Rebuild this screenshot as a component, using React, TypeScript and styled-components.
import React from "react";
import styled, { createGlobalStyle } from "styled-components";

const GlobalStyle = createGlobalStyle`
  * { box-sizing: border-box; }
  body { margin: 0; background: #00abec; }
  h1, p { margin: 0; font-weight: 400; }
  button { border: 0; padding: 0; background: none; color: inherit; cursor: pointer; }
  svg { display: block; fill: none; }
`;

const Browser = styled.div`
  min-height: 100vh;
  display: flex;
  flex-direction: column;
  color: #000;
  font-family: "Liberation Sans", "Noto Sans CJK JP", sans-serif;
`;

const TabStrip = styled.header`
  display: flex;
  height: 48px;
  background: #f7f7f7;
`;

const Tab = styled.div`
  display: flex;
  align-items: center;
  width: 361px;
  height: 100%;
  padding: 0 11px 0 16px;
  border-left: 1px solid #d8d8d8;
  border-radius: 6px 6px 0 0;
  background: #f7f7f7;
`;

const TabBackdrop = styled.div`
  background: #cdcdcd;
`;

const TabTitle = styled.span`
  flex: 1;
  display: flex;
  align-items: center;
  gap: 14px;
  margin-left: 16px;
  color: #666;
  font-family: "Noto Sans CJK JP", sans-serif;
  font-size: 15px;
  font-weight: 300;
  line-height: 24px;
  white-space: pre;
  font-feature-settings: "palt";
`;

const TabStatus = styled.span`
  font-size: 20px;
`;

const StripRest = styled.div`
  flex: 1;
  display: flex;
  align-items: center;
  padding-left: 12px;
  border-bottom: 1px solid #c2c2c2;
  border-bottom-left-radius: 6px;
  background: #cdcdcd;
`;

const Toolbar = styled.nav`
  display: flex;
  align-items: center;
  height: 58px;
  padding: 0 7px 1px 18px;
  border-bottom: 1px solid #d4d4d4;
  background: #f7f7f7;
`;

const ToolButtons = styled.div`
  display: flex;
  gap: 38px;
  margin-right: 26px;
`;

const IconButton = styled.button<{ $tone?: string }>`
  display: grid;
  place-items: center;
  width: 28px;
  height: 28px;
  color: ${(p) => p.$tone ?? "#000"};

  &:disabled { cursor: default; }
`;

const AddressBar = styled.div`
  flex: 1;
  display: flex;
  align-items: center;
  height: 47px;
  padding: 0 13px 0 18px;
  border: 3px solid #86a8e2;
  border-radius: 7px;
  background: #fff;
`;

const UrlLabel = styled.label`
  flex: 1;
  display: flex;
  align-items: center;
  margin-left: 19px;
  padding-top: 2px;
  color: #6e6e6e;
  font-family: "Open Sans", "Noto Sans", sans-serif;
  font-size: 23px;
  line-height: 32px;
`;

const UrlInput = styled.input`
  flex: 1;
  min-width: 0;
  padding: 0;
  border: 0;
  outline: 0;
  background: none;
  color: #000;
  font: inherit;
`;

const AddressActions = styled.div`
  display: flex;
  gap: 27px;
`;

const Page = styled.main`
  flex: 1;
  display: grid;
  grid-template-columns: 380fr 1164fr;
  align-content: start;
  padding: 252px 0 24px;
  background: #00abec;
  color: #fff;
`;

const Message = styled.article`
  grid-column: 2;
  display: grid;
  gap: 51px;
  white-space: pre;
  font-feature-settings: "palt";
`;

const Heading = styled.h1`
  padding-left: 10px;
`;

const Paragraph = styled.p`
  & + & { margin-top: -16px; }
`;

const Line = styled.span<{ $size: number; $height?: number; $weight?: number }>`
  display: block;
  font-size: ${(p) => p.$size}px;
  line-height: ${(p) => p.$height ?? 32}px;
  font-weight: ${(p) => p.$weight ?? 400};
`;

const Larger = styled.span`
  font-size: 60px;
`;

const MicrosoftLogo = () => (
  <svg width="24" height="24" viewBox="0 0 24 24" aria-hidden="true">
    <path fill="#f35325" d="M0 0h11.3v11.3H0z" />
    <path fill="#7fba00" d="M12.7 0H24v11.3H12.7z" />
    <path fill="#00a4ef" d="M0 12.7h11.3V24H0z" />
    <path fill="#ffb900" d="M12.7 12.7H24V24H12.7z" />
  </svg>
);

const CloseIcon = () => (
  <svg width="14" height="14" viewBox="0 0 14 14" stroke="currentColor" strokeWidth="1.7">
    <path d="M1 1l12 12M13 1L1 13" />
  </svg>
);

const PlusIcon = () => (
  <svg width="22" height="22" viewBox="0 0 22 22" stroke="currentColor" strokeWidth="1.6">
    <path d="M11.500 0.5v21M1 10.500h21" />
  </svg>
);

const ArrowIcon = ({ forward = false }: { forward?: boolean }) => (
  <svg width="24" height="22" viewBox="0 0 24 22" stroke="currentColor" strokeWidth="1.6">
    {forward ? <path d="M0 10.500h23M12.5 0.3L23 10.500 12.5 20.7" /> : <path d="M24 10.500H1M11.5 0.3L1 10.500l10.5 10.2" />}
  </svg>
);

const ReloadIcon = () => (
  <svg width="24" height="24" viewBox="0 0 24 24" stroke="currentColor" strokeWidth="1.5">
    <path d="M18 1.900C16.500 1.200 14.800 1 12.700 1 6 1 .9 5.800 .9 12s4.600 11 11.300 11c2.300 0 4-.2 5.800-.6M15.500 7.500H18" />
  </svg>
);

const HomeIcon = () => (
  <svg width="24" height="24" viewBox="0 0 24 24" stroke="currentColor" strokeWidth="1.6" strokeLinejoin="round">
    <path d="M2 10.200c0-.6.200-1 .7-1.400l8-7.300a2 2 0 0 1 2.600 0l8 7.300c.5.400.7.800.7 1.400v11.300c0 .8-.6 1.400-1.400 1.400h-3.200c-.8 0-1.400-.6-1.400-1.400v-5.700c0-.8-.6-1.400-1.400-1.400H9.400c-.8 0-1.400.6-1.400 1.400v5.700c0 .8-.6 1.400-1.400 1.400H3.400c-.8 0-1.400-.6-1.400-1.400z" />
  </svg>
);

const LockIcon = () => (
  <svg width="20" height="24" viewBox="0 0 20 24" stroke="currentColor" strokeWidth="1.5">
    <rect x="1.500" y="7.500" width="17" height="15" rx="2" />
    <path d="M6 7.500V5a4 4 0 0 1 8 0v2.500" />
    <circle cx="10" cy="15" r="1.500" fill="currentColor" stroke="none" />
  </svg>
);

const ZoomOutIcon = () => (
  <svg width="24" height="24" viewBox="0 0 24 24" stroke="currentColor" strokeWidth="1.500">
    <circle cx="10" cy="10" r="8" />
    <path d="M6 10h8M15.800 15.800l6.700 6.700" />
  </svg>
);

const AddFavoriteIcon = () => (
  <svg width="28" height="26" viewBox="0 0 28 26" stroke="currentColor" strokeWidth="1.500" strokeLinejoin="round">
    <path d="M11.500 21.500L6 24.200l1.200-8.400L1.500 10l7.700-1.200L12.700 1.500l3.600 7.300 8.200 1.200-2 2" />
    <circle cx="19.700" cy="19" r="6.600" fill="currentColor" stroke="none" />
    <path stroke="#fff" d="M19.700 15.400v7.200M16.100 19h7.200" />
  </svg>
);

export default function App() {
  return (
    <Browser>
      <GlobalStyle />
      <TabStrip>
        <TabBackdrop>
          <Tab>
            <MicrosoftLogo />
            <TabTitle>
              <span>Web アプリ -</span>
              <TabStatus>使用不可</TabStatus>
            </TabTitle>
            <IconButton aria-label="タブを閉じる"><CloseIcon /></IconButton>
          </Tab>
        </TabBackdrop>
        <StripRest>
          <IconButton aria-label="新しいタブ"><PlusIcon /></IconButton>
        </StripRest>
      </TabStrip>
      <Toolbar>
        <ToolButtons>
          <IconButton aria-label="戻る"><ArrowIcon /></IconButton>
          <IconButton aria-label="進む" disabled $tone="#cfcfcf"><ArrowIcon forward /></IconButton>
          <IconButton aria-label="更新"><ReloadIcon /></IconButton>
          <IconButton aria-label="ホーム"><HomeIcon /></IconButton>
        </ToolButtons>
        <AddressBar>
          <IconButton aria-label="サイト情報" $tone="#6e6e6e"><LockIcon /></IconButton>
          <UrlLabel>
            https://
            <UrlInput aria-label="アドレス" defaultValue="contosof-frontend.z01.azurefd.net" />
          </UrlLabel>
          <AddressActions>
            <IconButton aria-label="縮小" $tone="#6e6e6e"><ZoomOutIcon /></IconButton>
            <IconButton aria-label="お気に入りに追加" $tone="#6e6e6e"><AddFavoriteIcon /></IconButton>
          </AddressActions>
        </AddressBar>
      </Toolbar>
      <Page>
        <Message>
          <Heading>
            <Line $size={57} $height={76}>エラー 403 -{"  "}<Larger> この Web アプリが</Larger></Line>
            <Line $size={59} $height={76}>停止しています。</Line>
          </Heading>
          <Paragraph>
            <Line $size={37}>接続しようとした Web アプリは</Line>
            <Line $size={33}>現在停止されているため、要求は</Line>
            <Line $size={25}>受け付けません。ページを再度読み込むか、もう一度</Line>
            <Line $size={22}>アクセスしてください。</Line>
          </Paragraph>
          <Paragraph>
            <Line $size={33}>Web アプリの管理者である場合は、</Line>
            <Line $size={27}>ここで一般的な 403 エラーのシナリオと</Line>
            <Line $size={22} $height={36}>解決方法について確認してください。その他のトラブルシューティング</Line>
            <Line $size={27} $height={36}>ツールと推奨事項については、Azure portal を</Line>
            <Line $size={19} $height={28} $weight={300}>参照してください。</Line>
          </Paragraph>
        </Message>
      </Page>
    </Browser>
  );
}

• **Problem to solve**
List all lines above in which the string "React" appears.

• **Task response**
Rebuild this screenshot as a component, using React, TypeScript and styled-components.
import React from "react";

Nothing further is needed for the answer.